■ DATASET ROWS
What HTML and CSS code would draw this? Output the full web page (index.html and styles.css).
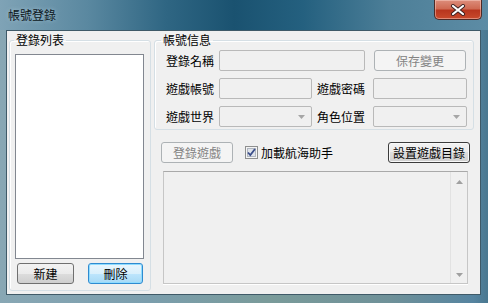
FILE: index.html
```html
<!DOCTYPE html>
<html lang="zh-Hant">
<head>
  <meta charset="UTF-8" />
  <title>帳號登錄</title>
  <link rel="stylesheet" href="styles.css">
</head>
<body>
  <div class="window">
    <div class="titlebar">
      <span class="title">帳號登錄</span>
      <div class="close">
        <svg width="16" height="12" viewBox="0 0 16 12">
          <path d="M3 2 L13 10 M13 2 L3 10" stroke="#3a2020" stroke-width="4" stroke-linecap="round"/>
          <path d="M3 2 L13 10 M13 2 L3 10" stroke="#fff" stroke-width="2.2" stroke-linecap="round"/>
        </svg>
      </div>
    </div>

    <div class="client">
      <fieldset class="group group-list">
        <legend>登錄列表</legend>
        <div class="list-body">
          <div class="listbox"></div>
          <div class="list-buttons">
            <button class="btn btn-new">新建</button>
            <button class="btn btn-hot btn-del">刪除</button>
          </div>
        </div>
      </fieldset>

      <div class="right">
        <fieldset class="group">
          <legend class="legend-info">帳號信息</legend>
          <div class="info-body">
            <div class="row">
              <span class="label">登錄名稱</span>
              <div class="field field-name"></div>
              <button class="btn btn-disabled btn-save">保存變更</button>
            </div>
            <div class="row">
              <span class="label">遊戲帳號</span>
              <div class="field field-small"></div>
              <span class="label label2">遊戲密碼</span>
              <div class="field field-small2"></div>
            </div>
            <div class="row">
              <span class="label">遊戲世界</span>
              <div class="field field-small combo">
                <svg width="7" height="4" viewBox="0 0 7 4"><path d="M0 0 H7 L3.5 4 Z" fill="#a6a6a6"/></svg>
              </div>
              <span class="label label2">角色位置</span>
              <div class="field field-small2 combo">
                <svg width="7" height="4" viewBox="0 0 7 4"><path d="M0 0 H7 L3.5 4 Z" fill="#a6a6a6"/></svg>
              </div>
            </div>
          </div>
        </fieldset>

        <div class="actions">
          <button class="btn btn-disabled btn-login">登錄遊戲</button>
          <label class="check">
            <svg width="13" height="13" viewBox="0 0 13 13">
              <rect x="0.5" y="0.5" width="12" height="12" fill="#f4f4f4" stroke="#8e8f8f"/>
              <rect x="2.5" y="2.5" width="8" height="8" fill="#dfe3ea" stroke="#b0b6c0"/>
              <path d="M3 6.5 L5.3 9 L10 3" fill="none" stroke="#3b4e8a" stroke-width="1.8"/>
            </svg>
            <span>加載航海助手</span>
          </label>
          <button class="btn btn-dark btn-dir">設置遊戲目錄</button>
        </div>

        <div class="output">
          <div class="output-text"></div>
          <div class="scrollbar">
            <svg width="7" height="4" viewBox="0 0 7 4"><path d="M0 4 H7 L3.5 0 Z" fill="#a0a0a0"/></svg>
            <svg width="7" height="4" viewBox="0 0 7 4"><path d="M0 0 H7 L3.5 4 Z" fill="#a0a0a0"/></svg>
          </div>
        </div>
      </div>
    </div>
  </div>
</body>
</html>
```

FILE: styles.css
```css
body {
  margin: 0;
  font-family: "Noto Sans CJK TC", "Noto Sans CJK SC", sans-serif;
  font-size: 12px;
  color: #000;
  background: #5d8aa0;
}
.window {
  width: 488px;
  height: 303px;
  display: flex;
  flex-direction: column;
  background: linear-gradient(90deg, #88a7b4 0%, #7b9ead 30%, #7a9b9a 55%, #6f9199 80%, #5684a0 97%, #4a7890 100%);
}
.titlebar {
  height: 30px;
  display: flex;
  align-items: flex-start;
  background: linear-gradient(90deg, #7fa3b6 0%, #5a88a0 18%, #2f6683 34%, #1a5270 48%, #24607f 62%, #4d7f98 80%, #5d8ca5 100%);
}
.title {
  margin: 8px 0 0 8px;
  line-height: 14px;
  color: #0c1620;
  text-shadow: 0 0 4px rgba(190,215,230,0.7);
}
.close {
  margin-left: auto;
  margin-right: 6px;
  width: 48px;
  height: 20px;
  box-sizing: border-box;
  border: 1px solid #4e2a26;
  border-top: none;
  border-radius: 0 0 5px 5px;
  background: linear-gradient(#dc8d7b 0%, #cf6a53 45%, #b8361e 55%, #c84a2c 100%);
  box-shadow: inset 0 0 0 1px rgba(255,220,210,0.45);
  display: flex;
  align-items: center;
  justify-content: center;
}
.client {
  margin: 0 7px 0 6px;
  height: 265px;
  box-sizing: border-box;
  border: 1px solid #3f5a68;
  background: #f0f0f0;
  display: flex;
  gap: 3px;
  padding: 2px 6px 3px 2px;
}
.group {
  margin: 0;
  padding: 0;
  min-width: 0;
  border: 1px solid #d5dfe5;
  border-radius: 3px;
  box-shadow: inset 1px 1px 0 #fff;
}
.group legend {
  padding: 0 2px;
  margin-left: 4px;
  line-height: 14px;
}
.group-list {
  width: 142px;
  box-sizing: border-box;
  flex: none;
}
.list-body {
  padding: 7px 6px 6px 5px;
}
.listbox {
  height: 205px;
  box-sizing: border-box;
  border: 1px solid #828790;
  background: #fff;
}
.list-buttons {
  display: flex;
  justify-content: space-between;
  margin-top: 4px;
  padding: 0 1px 0 2px;
}
.btn {
  height: 21px;
  box-sizing: border-box;
  padding: 0;
  border: 1px solid #707070;
  border-radius: 3px;
  background: linear-gradient(#f2f2f2 0%, #ebebeb 50%, #dddddd 50%, #cfcfcf 100%);
  font-family: inherit;
  font-size: 12px;
  line-height: 17px;
  color: #000;
}
.btn-new { width: 57px; }
.btn-del { width: 55px; }
.btn-hot {
  border-color: #2f8bd0;
  background: linear-gradient(#eaf6fd 0%, #d9f0fc 50%, #bee6fd 50%, #a7d9f5 100%);
  box-shadow: inset 0 0 0 1px #8fdcff;
}
.btn-disabled {
  border-color: #adb2b5;
  background: #f4f4f4;
  color: #838383;
}
.btn-dark {
  border-color: #3c3c3c;
  box-shadow: inset 0 0 0 1px #f8f8f8;
}
.right {
  width: 320px;
  display: flex;
  flex-direction: column;
}
.legend-info {
  margin-left: 6px !important;
}
.info-body {
  padding: 3px 0 2px 11px;
  display: flex;
  flex-direction: column;
  gap: 7px;
}
.row {
  display: flex;
  align-items: center;
  height: 21px;
}
.label {
  width: 53px;
  line-height: 14px;
}
.label2 {
  margin-left: 5px;
  width: 56px;
}
.field {
  height: 21px;
  box-sizing: border-box;
  border: 1px solid #b9b9b9;
  border-radius: 2px;
  background: #f0f0f0;
}
.field-name { width: 146px; }
.field-small { width: 93px; }
.field-small2 { width: 94px; }
.btn-save {
  width: 92px;
  margin-left: 9px;
}
.combo {
  display: flex;
  align-items: center;
  justify-content: flex-end;
  padding-right: 6px;
}
.actions {
  display: flex;
  align-items: center;
  margin-top: 12px;
  padding-left: 7px;
  height: 21px;
}
.btn-login { width: 72px; }
.check {
  display: flex;
  align-items: center;
  gap: 3px;
  margin-left: 12px;
  line-height: 14px;
}
.btn-dir {
  width: 82px;
  margin-left: auto;
  margin-right: 4px;
}
.output {
  margin: 8px 0 0 9px;
  width: 305px;
  height: 113px;
  box-sizing: border-box;
  border: 1px solid #c6c6c6;
  border-top-color: #a9a9a9;
  box-shadow: 0 1px 0 #fff;
  display: flex;
}
.output-text {
  flex: 1;
}
.scrollbar {
  width: 16px;
  border-left: 1px solid #e2e2e2;
  display: flex;
  flex-direction: column;
  justify-content: space-between;
  align-items: center;
  padding: 8px 0 6px;
}
```
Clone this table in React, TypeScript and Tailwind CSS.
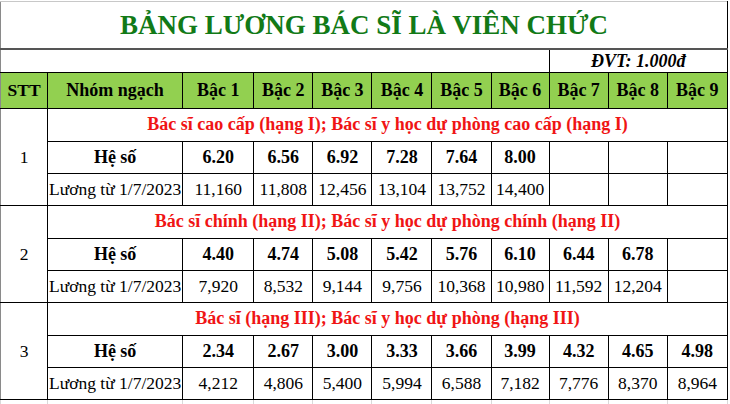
import React from "react";

type Group = {
  stt: string;
  title: string;
  heSo: string[];
  luong: string[];
};

const groups: Group[] = [
  {
    stt: "1",
    title: "Bác sĩ cao cấp (hạng I); Bác sĩ y học dự phòng cao cấp (hạng I)",
    heSo: ["6.20", "6.56", "6.92", "7.28", "7.64", "8.00", "", "", ""],
    luong: ["11,160", "11,808", "12,456", "13,104", "13,752", "14,400", "", "", ""],
  },
  {
    stt: "2",
    title: "Bác sĩ chính (hạng II); Bác sĩ y học dự phòng chính (hạng II)",
    heSo: ["4.40", "4.74", "5.08", "5.42", "5.76", "6.10", "6.44", "6.78", ""],
    luong: ["7,920", "8,532", "9,144", "9,756", "10,368", "10,980", "11,592", "12,204", ""],
  },
  {
    stt: "3",
    title: "Bác sĩ (hạng III); Bác sĩ y học dự phòng (hạng III)",
    heSo: ["2.34", "2.67", "3.00", "3.33", "3.66", "3.99", "4.32", "4.65", "4.98"],
    luong: ["4,212", "4,806", "5,400", "5,994", "6,588", "7,182", "7,776", "8,370", "8,964"],
  },
];

const colWidths = [47, 135, 71, 59, 59, 60, 59, 58, 59, 59, 60];
const bacs = ["Bậc 1", "Bậc 2", "Bậc 3", "Bậc 4", "Bậc 5", "Bậc 6", "Bậc 7", "Bậc 8", "Bậc 9"];

export default function App() {
  return (
    <div className="w-[730px] h-[404px] bg-white overflow-hidden pt-[1px] font-['Liberation_Serif',serif] text-black">
      <table className="table-fixed border-collapse w-[728px]">
        <colgroup>
          {colWidths.map((w, i) => (
            <col key={i} style={{ width: w }} />
          ))}
        </colgroup>
        <tbody>
          {/* Title */}
          <tr className="h-[47px]">
            <td
              colSpan={11}
              className="border-t border-t-[#c8c8c8] border-l border-l-[#8a8a8a] border-r border-r-black border-b-2 border-b-[#555] text-center align-middle text-[27px] font-bold text-[#127a17] leading-none pt-[2px]"
            >
              BẢNG LƯƠNG BÁC SĨ LÀ VIÊN CHỨC
            </td>
          </tr>

          {/* Unit row */}
          <tr className="h-[24px]">
            <td colSpan={8} className="border-l border-l-[#8a8a8a] border-b border-b-black" />
            <td
              colSpan={3}
              className="border-l border-black border-r border-b text-center text-[18px] font-bold italic leading-none"
            >
              ĐVT: 1.000đ
            </td>
          </tr>

          {/* Header */}
          <tr className="h-[36px] bg-[#92d050]">
            <td className="border border-black border-l-[#8a8a8a] text-center font-bold text-[17.5px]">STT</td>
            <td className="border border-black text-center font-bold text-[18px]">Nhóm ngạch</td>
            {bacs.map((b) => (
              <td key={b} className="border border-black text-center font-bold text-[18px] whitespace-nowrap">
                {b}
              </td>
            ))}
          </tr>

          {groups.map((g) => (
            <React.Fragment key={g.stt}>
              <tr className="h-[33px]">
                <td
                  rowSpan={3}
                  className="border border-black border-l-[#8a8a8a] text-center align-middle text-[17.5px] bg-white"
                >
                  {g.stt}
                </td>
                <td
                  colSpan={10}
                  className="border border-black text-center text-[18px] font-bold text-[#f01414] pb-[2px] whitespace-nowrap"
                >
                  {g.title}
                </td>
              </tr>
              <tr className="h-[32px]">
                <td className="border border-black text-center font-bold text-[18px]">Hệ số</td>
                {g.heSo.map((v, i) => (
                  <td key={i} className="border border-black text-center font-bold text-[18px]">
                    {v}
                  </td>
                ))}
              </tr>
              <tr className="h-[32px]">
                <td className="border border-black text-left pl-[1px] text-[17.5px] whitespace-nowrap">
                  Lương từ 1/7/2023
                </td>
                {g.luong.map((v, i) => (
                  <td key={i} className="border border-black text-center text-[17.5px] whitespace-nowrap">
                    {v}
                  </td>
                ))}
              </tr>
            </React.Fragment>
          ))}

          {/* faint spreadsheet gridlines below */}
          <tr className="h-[8px]">
            {colWidths.map((_, i) => (
              <td key={i} className="border-x border-x-[#d9d9d9] border-t border-t-black" />
            ))}
          </tr>
        </tbody>
      </table>
    </div>
  );
}
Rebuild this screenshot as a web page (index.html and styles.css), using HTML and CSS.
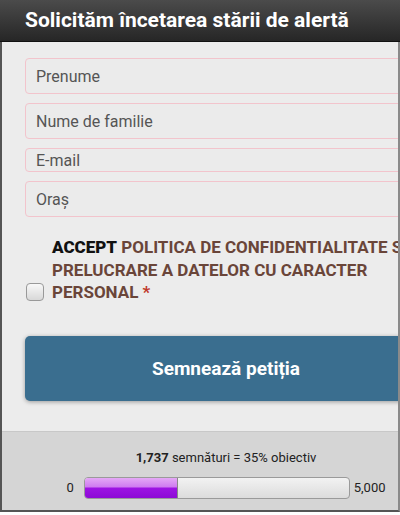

■ PROBLEM STATEMENT
Work out how many lines of the data above hold the word "index", and write only the count.

■ THE OUTPUT
3